People are like fingerprints, no two are alike. Because each person has unique histories, talents, abilities, and behavior traits, we receive, internalize, and react to feedback just as differently. Yet receiving and responding to feedback and coaching is critical if we are to grow, improve, and become better, more well rounded individuals.
This past week I took my family on an extended weekend trip to the lake to get our last summer fun in before school gets underway for the kids and the weather begins to turn cold. As I was leaving my neighborhood in my truck (Bed full of cargo, and boat and trailer in tow), the individual driving a vehicle in front of me decided to make a turn into a supermarket parking lot. This immediately created a problem for me. Not only was the driver not in the turning lane/shoulder of the road, he didn’t put on his turn signal until the very last moment. This chain of events could have caused an accident if I hadn’t proactively hit my breaks and creep into the other lane in an attempt slow my truck and boat in order to avoid crashing into his car.
I was irritated by the situation and offered up some feedback to the driver. In my attempt to slow tons of my steel truck and fiber glass boat, I gave a couple of honks on the horn followed by a quick flick of my heads lights (meaning get out of the way and quick or I will crash into you). What really bothered me was the reaction this guy demonstrated to my warning. He pulled to an immediate stop, and offered some crude hand gestures through his window and proceeded to drive slowly. It was clear he wanted to turn this issue into heated verbal or physical argument by his behavior. I told to my wife “that guy is a jackass.” Not from his driving abilities, but from the way he responded to my feedback. My feedback was not intended to show rage. I did not lay on my horn and start yelling. I gave a couple of honks and a flicker of my headlights telling this guy that his current behavior was going to cause an accident. That’s why cars have horns.

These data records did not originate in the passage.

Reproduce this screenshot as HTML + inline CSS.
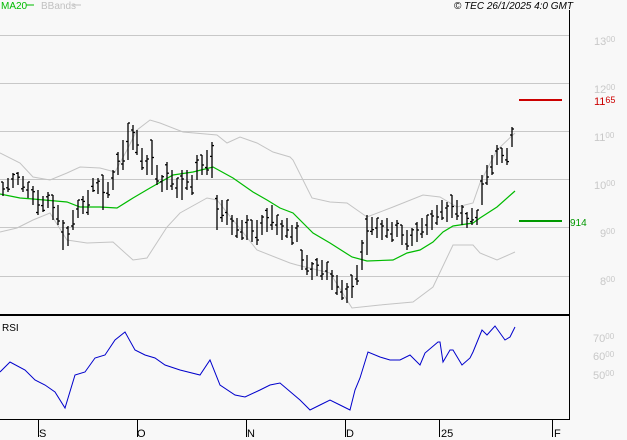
<!DOCTYPE html>
<html><head><meta charset="utf-8"><style>
body{margin:0;background:#f8f8f8;width:627px;height:440px;overflow:hidden;font-family:"Liberation Sans",sans-serif}
svg{display:block}
</style></head><body>
<svg width="627" height="440" xmlns="http://www.w3.org/2000/svg" font-family="Liberation Sans, sans-serif">
<rect width="627" height="440" fill="#f8f8f8"/>
<g stroke="#c8c8c8" stroke-width="1">
<line x1="0" y1="35.5" x2="569" y2="35.5"/><line x1="0" y1="83.5" x2="569" y2="83.5"/>
<line x1="0" y1="131.5" x2="569" y2="131.5"/><line x1="0" y1="179.5" x2="569" y2="179.5"/>
<line x1="0" y1="227.5" x2="569" y2="227.5"/><line x1="0" y1="276.5" x2="569" y2="276.5"/>
</g>
<g fill="none" stroke="#c4c4c4" stroke-width="1">
<polyline points="0,153 20,163 33,177 50,180 67,173 80,167 100,168 115,172 127,150 137,130 150,120 160,123 183,132 217,135 227,143 240,137 257,143 273,152 290,157 293,160 312,198 330,202 347,203 367,217 393,207 423,195 440,197 457,207 473,203 480,183 497,150 515,133"/>
<polyline points="0,232 17,228 33,220 50,213 67,240 87,243 113,242 133,260 147,258 167,227 180,213 207,198 217,200 233,220 257,250 290,263 297,265 330,273 352,308 380,305 413,302 433,287 453,245 473,245 480,253 497,260 515,252"/>
</g>
<polyline fill="none" stroke="#00bb00" stroke-width="1.2" points="0,194 20,198 33,199 67,202 80,207 100,207 117,208 133,198 150,188 173,175 193,172 213,167 233,178 253,192 267,200 280,208 293,213 313,233 330,243 352,257 367,261 393,260 407,253 420,250 433,242 443,232 453,226 473,223 480,218 497,207 515,191"/>
<g id="bars" stroke="#000" stroke-width="1.3"></g>
<line x1="519" y1="100" x2="562" y2="100" stroke="#cc0000" stroke-width="2"/>
<line x1="519" y1="221" x2="562" y2="221" stroke="#009900" stroke-width="2"/>
<line x1="569.5" y1="10" x2="569.5" y2="420" stroke="#000" stroke-width="1"/>
<line x1="0" y1="315" x2="570" y2="315" stroke="#000" stroke-width="2"/>
<line x1="0" y1="419.5" x2="570" y2="419.5" stroke="#000" stroke-width="1"/>
<g stroke="#000"><line x1="38.5" y1="419" x2="38.5" y2="437"/><line x1="137.5" y1="419" x2="137.5" y2="437"/><line x1="246.5" y1="419" x2="246.5" y2="437"/><line x1="345.5" y1="419" x2="345.5" y2="437"/><line x1="439.5" y1="419" x2="439.5" y2="437"/><line x1="552.5" y1="419" x2="552.5" y2="437"/></g>
<g font-size="11" fill="#000"><text x="39" y="437">S</text><text x="137" y="437">O</text><text x="247" y="437">N</text><text x="346" y="437">D</text><text x="441" y="437">25</text><text x="554" y="437">F</text></g>
<polyline fill="none" stroke="#0000cc" stroke-width="1" points="0,372 10,362 25,370 35,380 45,385 55,392 65,408 75,375 85,372 95,358 105,355 115,340 125,332 135,350 145,355 155,358 165,365 180,370 200,375 210,360 220,385 235,395 245,397 260,390 270,385 280,383 300,400 310,410 320,405 330,400 340,405 350,410 355,390 360,378 368,352 380,357 390,360 400,360 410,355 420,365 425,353 438,342 440,342 443,362 450,350 453,350 462,365 470,358 473,352 482,330 487,335 495,326 505,340 510,337 515,327"/>
<text x="2" y="331" font-size="10" fill="#000">RSI</text>
<text x="1" y="9" font-size="10" fill="#00bb00">MA20</text><line x1="26" y1="5" x2="34" y2="5" stroke="#00bb00"/>
<text x="41" y="9" font-size="10" fill="#c0c0c0">BBands</text><line x1="73" y1="5" x2="81" y2="5" stroke="#c0c0c0"/>
<text x="573" y="9" font-size="10" font-style="italic" fill="#000" text-anchor="end">© TEC 26/1/2025 4:0 GMT</text>
<g fill="#c8c8c8" font-size="11">
<text x="594" y="45">13<tspan font-size="8" dy="-3">00</tspan></text>
<text x="594" y="93">12<tspan font-size="8" dy="-3">00</tspan></text>
<text x="594" y="141">11<tspan font-size="8" dy="-3">00</tspan></text>
<text x="594" y="189">10<tspan font-size="8" dy="-3">00</tspan></text>
<text x="600" y="237">9<tspan font-size="8" dy="-3">00</tspan></text>
<text x="600" y="285">8<tspan font-size="8" dy="-3">00</tspan></text>
<text x="593" y="342">70<tspan font-size="8" dy="-3">00</tspan></text>
<text x="593" y="360">60<tspan font-size="8" dy="-3">00</tspan></text>
<text x="593" y="379">50<tspan font-size="8" dy="-3">00</tspan></text>
</g>
<text x="594" y="105" font-size="11" fill="#cc0000">11<tspan font-size="9" dy="-2">65</tspan></text>
<text x="570" y="226" font-size="10" fill="#009900">914</text>
</svg>
<script>
var d=[[3,182,196],[8,178,192],[13,173,188],[18,172,185],[23,176,192],[28,182,198],[33,186,205],[38,190,215],[43,196,212],[48,192,208],[53,195,220],[58,205,225],[63,220,250],[68,226,246],[73,210,230],[78,200,218],[83,196,214],[88,190,215],[93,178,192],[98,178,194],[103,175,210],[108,182,198],[113,170,190],[118,152,175],[123,140,170],[128,123,160],[133,125,150],[137,130,155],[142,148,170],[147,155,175],[152,140,175],[157,165,185],[162,175,192],[167,162,190],[172,170,190],[177,178,198],[182,170,200],[187,170,190],[192,175,195],[197,155,180],[202,155,175],[207,150,175],[212,142,178],[217,195,230],[222,200,222],[227,200,225],[232,215,235],[237,218,238],[242,220,240],[247,215,240],[252,220,242],[257,220,245],[262,215,235],[267,208,232],[272,205,230],[277,215,235],[282,220,240],[287,218,238],[292,225,245],[297,222,242],[302,250,270],[307,255,275],[312,262,280],[317,258,276],[322,260,280],[327,262,280],[332,270,290],[337,275,295],[342,280,300],[347,283,303],[352,275,298],[357,265,285],[362,240,270],[367,215,255],[372,217,235],[377,218,238],[382,220,240],[387,218,238],[392,222,242],[397,220,237],[402,225,245],[407,230,250],[412,228,246],[417,222,242],[422,218,238],[427,215,235],[432,210,230],[437,205,225],[442,200,220],[447,202,222],[452,195,218],[457,200,220],[462,205,225],[467,212,228],[472,208,225],[477,210,225],[482,175,205],[487,165,185],[492,155,175],[497,145,165],[502,148,163],[507,148,165],[512,127,147]];
var g=document.getElementById('bars'),s='';
d.forEach(function(b,i){var o=b[1]+(b[2]-b[1])*((i*7%10)/10),c=b[1]+(b[2]-b[1])*(((i*3+5)%10)/10);
s+='<line x1="'+b[0]+'" y1="'+b[1]+'" x2="'+b[0]+'" y2="'+b[2]+'"/><line x1="'+(b[0]-2)+'" y1="'+o+'" x2="'+b[0]+'" y2="'+o+'"/><line x1="'+b[0]+'" y1="'+c+'" x2="'+(b[0]+2)+'" y2="'+c+'"/>';});
g.innerHTML=s;
</script>
</body></html>
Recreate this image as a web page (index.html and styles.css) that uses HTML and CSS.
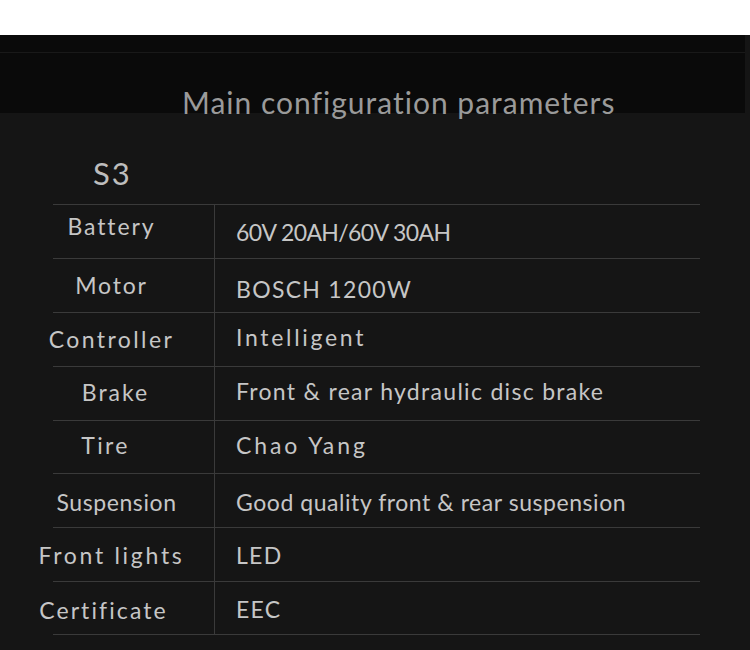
FILE: index.html
```html
<!DOCTYPE html>
<html lang="en">
<head>
<meta charset="utf-8">
<title>Main configuration parameters</title>
<link rel="stylesheet" href="styles.css">
</head>
<body>
<div class="top-white"></div>
<main class="sheet">
  <header class="band">
    <div class="band-strip"></div>
    <h1 class="title">Main configuration parameters</h1>
  </header>
  <h2 class="model">S3</h2>
  <section class="specs">
    <div class="row"><div class="label">Battery</div><div class="value">60V 20AH/60V 30AH</div></div>
    <div class="row"><div class="label">Motor</div><div class="value">BOSCH 1200W</div></div>
    <div class="row"><div class="label">Controller</div><div class="value">Intelligent</div></div>
    <div class="row"><div class="label">Brake</div><div class="value">Front &amp; rear hydraulic disc brake</div></div>
    <div class="row short"><div class="label">Tire</div><div class="value">Chao Yang</div></div>
    <div class="row"><div class="label">Suspension</div><div class="value">Good quality front &amp; rear suspension</div></div>
    <div class="row"><div class="label">Front lights</div><div class="value">LED</div></div>
    <div class="row short"><div class="label">Certificate</div><div class="value">EEC</div></div>
  </section>
</main>
</body>
</html>
```

FILE: styles.css
```css
html, body {
  margin: 0;
  padding: 0;
  background: #ffffff;
}
body {
  font-family: "Lato", "Open Sans", sans-serif;
}
.top-white {
  height: 35px;
  background: #ffffff;
}
.sheet {
  background: #151515;
  height: 615px;
  overflow: hidden;
}
.band {
  width: 745px;
  height: 78px;
  background: #0a0a0a;
}
.band-strip {
  height: 18px;
  border-bottom: 1px solid #191919;
  box-sizing: border-box;
}
.title {
  margin: 0;
  padding: 29px 0 0 182px;
  font-size: 30px;
  line-height: 40px;
  height: 60px;
  box-sizing: border-box;
  font-weight: 400;
  letter-spacing: 1px;
  color: #9a9a9a;
  white-space: nowrap;
}
.model {
  margin: 0;
  padding: 40px 0 0 93px;
  height: 91px;
  box-sizing: border-box;
  font-size: 31px;
  line-height: 40px;
  font-weight: 400;
  letter-spacing: 2px;
  color: #bdbdbd;
}
.specs {
  margin-left: 53px;
  width: 647px;
  border-bottom: 1px solid #3a3a3a;
}
.row {
  display: grid;
  grid-template-columns: 161px 1fr;
  height: 54px;
  box-sizing: border-box;
  border-top: 1px solid #3a3a3a;
  --lt: 10px;
  --vt: 10px;
  --ls: 1.8px;
  --vs: 1.3px;
  --pl: 0px;
  --pr: 44px;
}
.row.short {
  height: 53px;
}
.label,
.value {
  font-size: 23px;
  line-height: 30px;
  color: #c6c6c6;
  white-space: nowrap;
}
.label {
  display: flex;
  justify-content: center;
  align-items: flex-start;
  padding-left: var(--pl);
  padding-right: var(--pr);
  padding-top: var(--lt);
  letter-spacing: var(--ls);
}
.value {
  border-left: 1px solid #3a3a3a;
  padding-left: 21px;
  padding-top: var(--vt);
  letter-spacing: var(--vs);
}
.row:nth-child(1) { --lt: 6px;  --vt: 12px; --ls: 1.9px; --vs: -0.6px; }
.row:nth-child(2) { --lt: 11px; --vt: 15px; --ls: 1.8px; --vs: 1.3px; }
.row:nth-child(3) { --lt: 11px; --vt: 9px;  --ls: 2.4px; --vs: 2.7px; }
.row:nth-child(4) { --lt: 10px; --vt: 9px;  --ls: 2px;   --vs: 1.3px; --pl: 8px; }
.row:nth-child(5) { --lt: 9px;  --vt: 9px;  --ls: 2.3px; --vs: 2.9px; --pr: 56px; }
.row:nth-child(6) { --lt: 13px; --vt: 13px; --ls: 0.6px; --vs: 0.55px; --pl: 10px; }
.row:nth-child(7) { --lt: 12px; --vt: 12px; --ls: 2.7px; --vs: 1.3px; }
.row:nth-child(8) { --lt: 13px; --vt: 12px; --ls: 2.1px; --vs: 1.3px; --pr: 60px; }
```
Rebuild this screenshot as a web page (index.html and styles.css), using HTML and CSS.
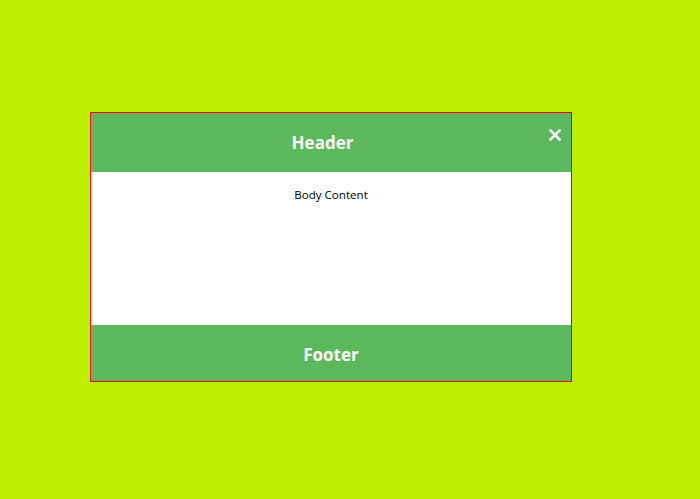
FILE: index.html
```html
<!DOCTYPE html>
<html>
<head>
<meta charset="utf-8">
<link rel="stylesheet" href="styles.css">
</head>
<body>
<div class="modal">
  <div class="modal-header">
    <h2 class="title">Header</h2>
    <span class="close"><svg width="12" height="12" viewBox="0 0 12 12"><path d="M1.5 1.5L10.5 10.5M10.5 1.5L1.5 10.5" stroke="#fff" stroke-width="2.6" stroke-linecap="square"/></svg></span>
  </div>
  <div class="modal-body">
    <p>Body Content</p>
  </div>
  <div class="modal-footer">
    <h3>Footer</h3>
  </div>
</div>
</body>
</html>
```
FILE: styles.css
```css
html, body {
  margin: 0;
  padding: 0;
}
body {
  background: #bcf000;
  width: 700px;
  height: 499px;
  font-family: "Open Sans", "Noto Sans", sans-serif;
  overflow: hidden;
}
.modal {
  margin: 112px 0 0 90px;
  width: 480px;
  border: 1px solid #ff0000;
  display: flex;
  flex-direction: column;
}
.modal-header {
  height: 59px;
  background: #5cb85c;
  display: flex;
  align-items: center;
  color: #fff;
}
.title {
  flex: 1;
  margin: 0;
  padding-left: 5px;
  text-align: center;
  font-size: 17px;
  font-weight: 700;
}
.close {
  width: 22px;
  align-self: flex-start;
  margin-top: 16px;
  display: flex;
}
.close svg {
  display: block;
}
.modal-body {
  height: 153px;
  background: #fff;
}
.modal-body p {
  margin: 15px 0 0;
  text-align: center;
  font-size: 11.6px;
  color: #000;
}
.modal-footer {
  height: 56px;
  background: #5cb85c;
  display: flex;
  align-items: center;
  justify-content: center;
  color: #fff;
}
.modal-footer h3 {
  margin: 2px 0 0;
  font-size: 17px;
  font-weight: 700;
}
```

His reaction caused me to evaluate my perceptions of both giving and receiving feedback. I thought about how I would have reacted if I had been honked at. My conclusion is that we all need to be more open to feedback and coaching and not take personal offense to it. In order to grow, and develop we learn from others. If we are to enhance our abilities and expertise, we need to receive feedback, either supportive or corrective.
Supportive Feedback
This is all about reinforcing the positive. When you see someone doing something great and want the behavior to continue, or simply recognizing someone for their work. It is geared to continually improving performance.
Corrective Feedback
This is about changing behavior, performance, and results. It occurs when an improvement or change in needed. It is important to understand that corrective feedback is not negative or abusive in its style, it is only intended to correct the behavior at hand.
While it is important for us who both give and receive feedback to understand these two types, we can hit higher levels of performance if we are a little more open, a little less sensitive (on the receiving end), and ensure our point of view is clearly communicated. Let’s recommit ourselves to the concept of feedback.